Cyclo-cross: les courbes de forme de Wout Van Avert et Mathieu Van der Poel se croisent
- Publié le 18-12-2017 à 12h00
- Mis à jour le 27-02-2018 à 16h21
Pour la première fois cet automne, Wout Van Aert a surclassé Mathieu Van der Poel. Son premier succès à Namur est sa cinquième victoire de la saison. Ceux qui espéraient un nouveau duel aux couteaux entre Mathieu Van der Poel et Wout Van Aert, après l’épreuve d’Anvers, samedi, où les deux hommes s’étaient livrés à un combat acharné jusqu’en toute fin de course, en auront été pour leurs frais, ce dimanche à Namur.
Sur le magnifique et impitoyable circuit de la Citadelle, il n’y eut point de duel, en effet. La faute, non au Néerlandais, jusqu’alors l’ogre de la saison avec 18 victoires en 22 épreuves, mais bien au Campinois. Wout Van Aert s’est en effet porté au commandement d’emblée, dans cette 6e des neuf manches de la Coupe du Monde.
Tandis que son rival perdait régulièrement du terrain, multipliant chutes, glissades et fautes techniques, inhabituelles dans son chef, Van Aert a offert à ses supporters et au nombreux public enthousiaste un cavalier seul durant les neuf tours de la course.
"Un jour moindre sur ce circuit, ça fait tout de suite la différence", tentait d’expliquer le Belge après avoir entendu son adversaire, avant de répondre avec humour à la même question. "Non, moi non plus je n’étais pas dans un grand jour… Bien sûr, je me suis senti très fort. Il y a longtemps que je n’avais plus eu de telles sensations. Jusqu’ici, cette saison, j’étais chaque fois moins bien le deuxième jour (NdlR : le dimanche, après avoir déjà couru le samedi). Pour la première fois, cette année, j’étais encore mieux qu’hier à Anvers."

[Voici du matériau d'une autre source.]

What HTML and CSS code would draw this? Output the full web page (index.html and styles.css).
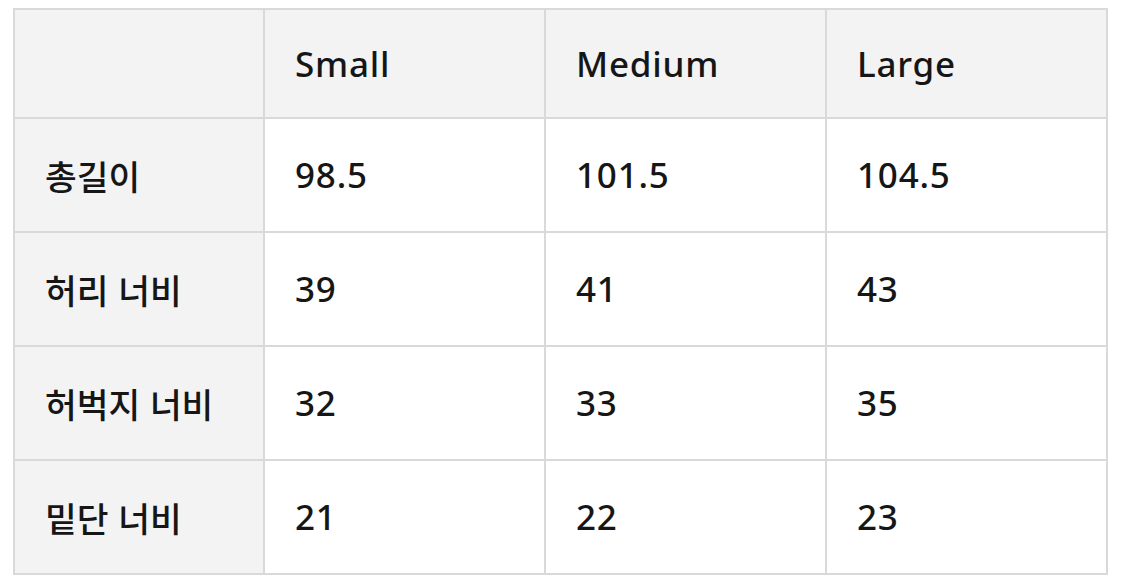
FILE: index.html
```html
<!DOCTYPE html>
<html lang="ko">
<head>
<meta charset="utf-8">
<link rel="stylesheet" href="styles.css">
</head>
<body>
<table class="size-table">
  <colgroup>
    <col class="c-label">
    <col class="c-size">
    <col class="c-size">
    <col class="c-size">
  </colgroup>
  <thead>
    <tr class="head-row">
      <th class="label"></th>
      <th>Small</th>
      <th>Medium</th>
      <th>Large</th>
    </tr>
  </thead>
  <tbody>
    <tr><th class="label">총길이</th><td>98.5</td><td>101.5</td><td>104.5</td></tr>
    <tr><th class="label">허리 너비</th><td>39</td><td>41</td><td>43</td></tr>
    <tr><th class="label">허벅지 너비</th><td>32</td><td>33</td><td>35</td></tr>
    <tr><th class="label">밑단 너비</th><td>21</td><td>22</td><td>23</td></tr>
  </tbody>
</table>
</body>
</html>
```

FILE: styles.css
```css
html, body {
  margin: 0;
  padding: 0;
  background: #ffffff;
}
body {
  padding: 8px 0 0 13px;
  font-family: "Noto Sans", "Noto Sans CJK KR", sans-serif;
  color: #161616;
}
.size-table {
  border-collapse: collapse;
  table-layout: fixed;
  width: 1095px;
}
.c-label { width: 250px; }
.c-size { width: 281px; }
.size-table th,
.size-table td {
  border: 2px solid #d9d9d9;
  text-align: left;
  padding: 0 0 0 30px;
  font-weight: 500;
  font-size: 35px;
  line-height: 48px;
  letter-spacing: 0.8px;
  height: 112px;
  vertical-align: middle;
}
.head-row th {
  background: #f3f3f3;
  height: 107px;
}
.size-table th.label {
  background: #f3f3f3;
  font-family: "Noto Sans CJK KR", sans-serif;
  font-weight: 500;
  font-size: 34.5px;
  letter-spacing: 0;
}
.size-table td {
  background: #ffffff;
}
```
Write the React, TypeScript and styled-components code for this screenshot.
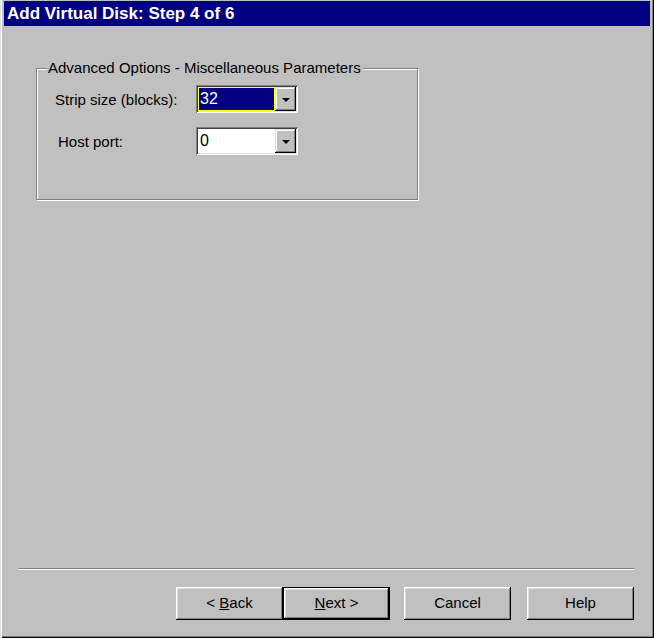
import React from "react";
import styled, { createGlobalStyle } from "styled-components";

const Global = createGlobalStyle`
  html, body { margin: 0; padding: 0; background: #c0c0c0; }
  * { box-sizing: border-box; }
`;

const Window = styled.div`
  width: 654px;
  height: 638px;
  background: #c0c0c0;
  display: flex;
  flex-direction: column;
  padding: 1px 4px 4px 4px;
  font-family: "Liberation Sans", Arial, sans-serif;
  font-size: 15px;
  color: #000;
  box-shadow: inset 1px 0 #dfdfdf, inset 2px 0 #fff, inset -1px -1px #000,
    inset -2px -2px #808080;
`;

const TitleBar = styled.div`
  height: 25px;
  background: #000080;
  color: #fff;
  font-weight: bold;
  font-size: 17px;
  display: flex;
  align-items: center;
  padding-left: 3px;
`;

const Content = styled.div`
  flex: 1;
  display: flex;
  flex-direction: column;
  padding: 42px 0 0 32px;
`;

const Group = styled.div`
  position: relative;
  width: 382px;
  height: 132px;
  border: 1px solid #808080;
  box-shadow: inset 1px 1px #fff, 1px 1px #fff;
  padding: 16px 0 0 18px;
  display: grid;
  grid-template-columns: 141px 102px;
  grid-auto-rows: 28px;
  row-gap: 14px;
  align-content: start;
`;

const Legend = styled.span`
  position: absolute;
  top: -9px;
  left: 10px;
  padding: 0 2px 0 1px;
  background: #c0c0c0;
  line-height: 16px;
  white-space: nowrap;
`;

const Label = styled.label<{ $indent?: number }>`
  display: flex;
  align-items: center;
  padding-left: ${(p) => p.$indent ?? 0}px;
  white-space: nowrap;
`;

const Combo = styled.div`
  display: flex;
  height: 28px;
  padding: 2px;
  background: #fff;
  box-shadow: inset 1px 1px #808080, inset -1px -1px #fff,
    inset 2px 2px #404040, inset -2px -2px #dfdfdf;
`;

const Field = styled.div<{ $selected?: boolean }>`
  flex: 1;
  margin: 1px;
  display: flex;
  align-items: center;
  padding-left: 1px;
  background: ${(p) => (p.$selected ? "#000080" : "#fff")};
  color: ${(p) => (p.$selected ? "#fff" : "#000")};
  outline: ${(p) => (p.$selected ? "1px dotted #ffff00" : "none")};
  font-size: 16px;
`;

const DropButton = styled.div`
  width: 21px;
  background: #c0c0c0;
  display: flex;
  align-items: center;
  justify-content: center;
  box-shadow: inset -1px -1px #000, inset 1px 1px #dfdfdf,
    inset -2px -2px #808080, inset 2px 2px #fff;
`;

const Arrow = styled.span`
  width: 0;
  height: 0;
  border-left: 4px solid transparent;
  border-right: 4px solid transparent;
  border-top: 4px solid #000;
  margin-top: 1px;
`;

const Spacer = styled.div`
  flex: 1;
`;

const Separator = styled.div`
  height: 2px;
  margin: 0 16px 0 15px;
  border-top: 1px solid #808080;
  border-bottom: 1px solid #fff;
`;

const ButtonRow = styled.div`
  display: flex;
  justify-content: flex-end;
  padding-right: 16px;
  margin: 17px 0 14px;
`;

const Button = styled.button<{ $default?: boolean; $gap?: number }>`
  width: 107px;
  height: 33px;
  margin-left: ${(p) => p.$gap ?? 0}px;
  background: #c0c0c0;
  font-family: "Liberation Sans", Arial, sans-serif;
  font-size: 15px;
  color: #000;
  padding: 0 0 2px;
  border: ${(p) => (p.$default ? "1px solid #000" : "none")};
  box-shadow: inset -1px -1px #000, inset 1px 1px #fff,
    inset -2px -2px #808080, inset 2px 2px #dfdfdf;
  cursor: default;
`;

const Key = styled.span`
  text-decoration: underline;
`;

function ComboBox({ value, selected }: { value: string; selected?: boolean }) {
  return (
    <Combo>
      <Field $selected={selected}>{value}</Field>
      <DropButton>
        <Arrow />
      </DropButton>
    </Combo>
  );
}

export default function App() {
  return (
    <>
      <Global />
      <Window>
        <TitleBar>Add Virtual Disk: Step 4 of 6</TitleBar>
        <Content>
          <Group>
            <Legend>Advanced Options - Miscellaneous Parameters</Legend>
            <Label>Strip size (blocks):</Label>
            <ComboBox value="32" selected />
            <Label $indent={3}>Host port:</Label>
            <ComboBox value="0" />
          </Group>
          <Spacer />
        </Content>
        <Separator />
        <ButtonRow>
          <Button>
            &lt; <Key>B</Key>ack
          </Button>
          <Button $default>
            <Key>N</Key>ext &gt;
          </Button>
          <Button $gap={14}>Cancel</Button>
          <Button $gap={16}>Help</Button>
        </ButtonRow>
      </Window>
    </>
  );
}
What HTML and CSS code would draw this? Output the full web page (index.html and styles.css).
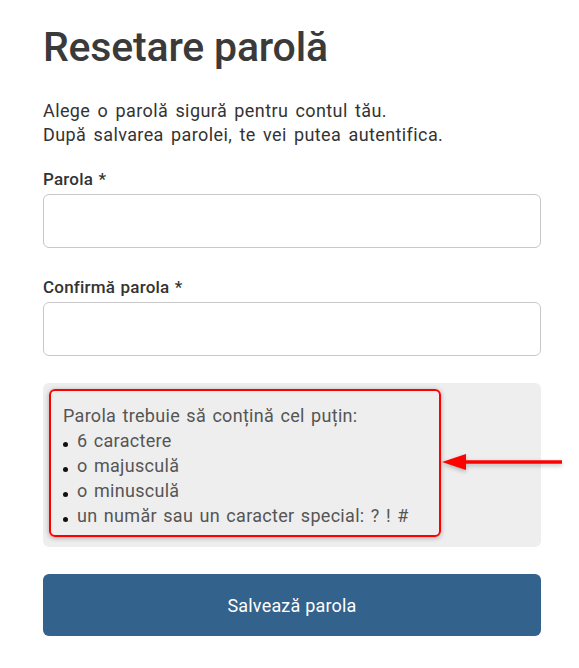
FILE: index.html
```html
<!DOCTYPE html>
<html lang="ro">
<head>
    <meta charset="UTF-8">
    <meta name="viewport" content="width=device-width, initial-scale=1.0">
    <title>Resetare parolă</title>
    <link rel="stylesheet" href="styles.css">
</head>
<body>
    <main class="page">
        <h1 class="title">Resetare parolă</h1>
        <p class="intro">Alege o parolă sigură pentru contul tău.<br>După salvarea parolei, te vei putea autentifica.</p>

        <form class="form">
            <label class="label" for="password">Parola *</label>
            <input class="field" type="password" id="password">

            <label class="label" for="confirm">Confirmă parola *</label>
            <input class="field" type="password" id="confirm">

            <div class="rules">
                <div class="highlight">
                    <div class="rules-title">Parola trebuie să conțină cel puțin:</div>
                    <ul class="rules-list">
                        <li>6 caractere</li>
                        <li>o majusculă</li>
                        <li>o minusculă</li>
                        <li>un număr sau un caracter special: ? ! #</li>
                    </ul>
                </div>
                <svg class="arrow" width="122" height="20" viewBox="0 0 122 20">
                    <line x1="20" y1="10" x2="120" y2="10" stroke="#f00" stroke-width="3.5"/>
                    <polygon points="0,10 24,2 24,18" fill="#f00"/>
                </svg>
            </div>

            <button class="save" type="button">Salvează parola</button>
        </form>
    </main>
</body>
</html>
```

FILE: styles.css
```css
body {
    margin: 0;
    background: #fff;
    font-family: Roboto, "Noto Sans", sans-serif;
    color: #333;
}

.page {
    width: 498px;
    margin-left: 43px;
    padding-top: 22px;
}

.title {
    margin: 0;
    font-size: 41px;
    font-weight: 500;
    line-height: 50px;
    letter-spacing: -0.2px;
    color: #3a3a3a;
}

.intro {
    margin: 27px 0 0;
    font-size: 18px;
    line-height: 24px;
    letter-spacing: 0.4px;
    word-spacing: 2.4px;
    color: #333;
}

.form {
    display: flex;
    flex-direction: column;
    margin-top: 20px;
}

.label {
    font-size: 17px;
    font-weight: 500;
    line-height: 24px;
    letter-spacing: 0.2px;
    word-spacing: 1px;
    color: #333;
    margin-bottom: 3px;
}

.field {
    box-sizing: border-box;
    height: 54px;
    border: 1px solid #c8c8c8;
    border-radius: 6px;
    background: #fff;
    margin-bottom: 27px;
}

.rules {
    position: relative;
    background: #eee;
    border-radius: 6px;
    padding: 6px;
    height: 164px;
    box-sizing: border-box;
}

.highlight {
    width: 392px;
    height: 148px;
    box-sizing: border-box;
    border: 2px solid #f00;
    border-radius: 6px;
    box-shadow: 0 1px 5px rgba(0, 0, 0, 0.3);
    padding: 12px 12px 0 12px;
    font-size: 18px;
    line-height: 25px;
    letter-spacing: 0.3px;
    word-spacing: 1.6px;
    color: #555;
}

.rules-list {
    list-style: none;
    margin: 0;
    padding: 0;
}

.rules-list li::before {
    content: "";
    display: inline-block;
    width: 5px;
    height: 5px;
    border-radius: 50%;
    background: #111;
    margin-right: 9px;
}

.arrow {
    position: absolute;
    left: 399px;
    top: 69px;
    filter: drop-shadow(0 2px 2px rgba(0, 0, 0, 0.25));
}

.save {
    height: 62px;
    margin-top: 27px;
    border: none;
    border-radius: 6px;
    background: #33628c;
    color: #fff;
    font-family: Roboto, "Noto Sans", sans-serif;
    font-size: 18px;
    letter-spacing: 0.2px;
}
```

Où déjà Van Aert avait menacé jusqu’au bout Van der Poel. Il n’y a plus de doute, le coureur de Crelan-Charles est revenu en forme du stage effectué à Calpe.
"J’y ai bien travaillé, plus de deux semaines, notamment en côte, expliquait-il. J’ai perdu deux kilos. Pas de la graisse, hein, car je n’étais pas un gros sac. Ma masse graisseuse était de 6,3 %, c’est sans doute aussi de la masse musculaire qui a fondu et sur ce genre de circuit, cela paie évidemment."
Manifestement, le double champion du monde avait besoin de cette coupure, physiquement et mentalement. Elle va lui permettre d’aborder la seconde partie de saison au mieux. Sa victoire à Namur, sa première chez les élites dans la capitale wallonne, va lui apporter aussi un surcroît de confiance alors que se profile à l’horizon la très dense période de Noël et de fin d’année, avec ses nombreux cross.
"Je l’avais dit avant le week-end et je le répète, c’est un nouveau départ pour la saison", termina le porteur du maillot arc-en-ciel qui sera samedi à Saint-Nicolas, puis à la manche de Coupe du Monde de Zolder (le 26), avant Loenhout (28), Diegem (29) et Baal (1er janvier).
Sven Vanthourenhout, sélectionneur national : "Le retour du vrai Van Aert"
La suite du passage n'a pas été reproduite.